Sex so good the neighbors make you sandwiches.
People who scream on roller-coasters : Did you not expect it to go fast down the hill?
I ejected a usb drive unsafely back in 2008 and it’s been growing ever since. I can’t open the door to my office anymore. My assistant was still in there I’m so sorry Bert
I may be short but I sure as heck can dunk. Donut coffee dunks are my speciality.
Why is Twitter so quiet on Sundays?
No way you’re all at church.
Person: Do you have a license for that thing?
Me [from my wheelchair]: No, that got revoked years ago.
[describing criminal to sketch artist]
Me: his voice was much deeper than that. He had the chin of a man who had recently lost his watch
Washing machine: Hey, your laundry’s done.
Me: May I have it?
Washing machine: No, hang on, I need 30 seconds to say goodbye.
Today my 7 year-old came into the room crying. I asked him what happened and he said that his 5 year-old brother put 80 cows in his house in Minecraft while he was offline and that it was “entirely too many cows” and honest to christ I have no idea how to parent any of this.
Gentle reminder that you forgot to lock your door and I am in your living room
“What an awesome body-”
Oh… thanks. I work out-
“- of research.”
– formulas. I work out formulas. *sips tea* I do a lot of math.
I had two naps today but every time I wake up I’m still at work.
Friend (seeing my bookcases): Wow, have you read all of these books?
Me: Have you?
Friend: No.
Me: Then yes. Yes I have.
If you haven’t manipulated your kids into calling grandma to ask to sleep over, you’re missing out on a crucial parenting hack.
Me: “Hey towel, you’re looking good. What u doing later?”

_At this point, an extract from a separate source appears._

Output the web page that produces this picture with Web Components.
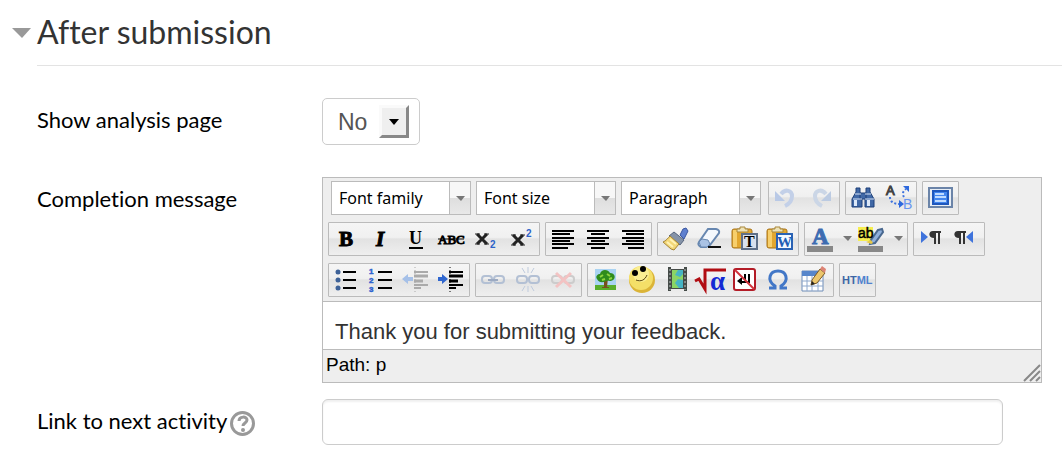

Wife: That’s not what I meant by pick up my towel. Just hand it to me, idiot.
I was watching a YouTube video of a cat jumping whenever a metronome clicked. I thought, “You know the sound is coming! How does it keep startling you?” And then my toast popped up and scared the shit out of me.
When the chips are down, be a good friend & say a few kind words to the chips. See if that helps.